USS Letter B (SP-732) was a United States Navy patrol vessel in commission from 1917 to 1919.

Letter B was built in 1912 as a private "runabout"-type motorboat of the same name by the Electric Launch Company (ELCO) at Bayonne, New Jersey. On 7 May 1917, the U.S. Navy acquired her under a free lease from her owner, C. Chester Eaton of Brockton, Massachusetts, for use as a section patrol vessel during World War I. Enrolled in the Naval Coast Defense Reserve on 10 May 1917, she was commissioned as USS Letter B (SP-732) on 20 October 1917 at Norfolk, Virginia.
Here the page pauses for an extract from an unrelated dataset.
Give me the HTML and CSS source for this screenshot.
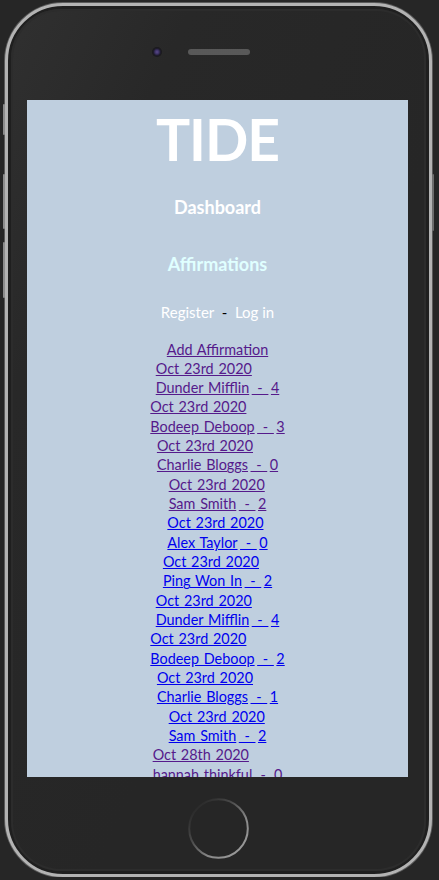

Assigned to the 5th Naval District, Letter B served as a harbor and shore patrol boat at Norfolk and Hampton Roads, Virginia, for the rest of World War I . She also served as a duty and emergency boat for seaplanes at Naval Air Station Norfolk.

The Navy returned Letter B to Eaton on 29 April 1919.

References

Department of the Navy Naval History and Heritage Command Online Library of Selected Images: Civilian Ships: Letter B (Motor Boat, 1912). Served as USS Letter B (SP-732) in 1917-1919
NavSource Online: Section Patrol Craft Photo Archive Letter B (SP 732)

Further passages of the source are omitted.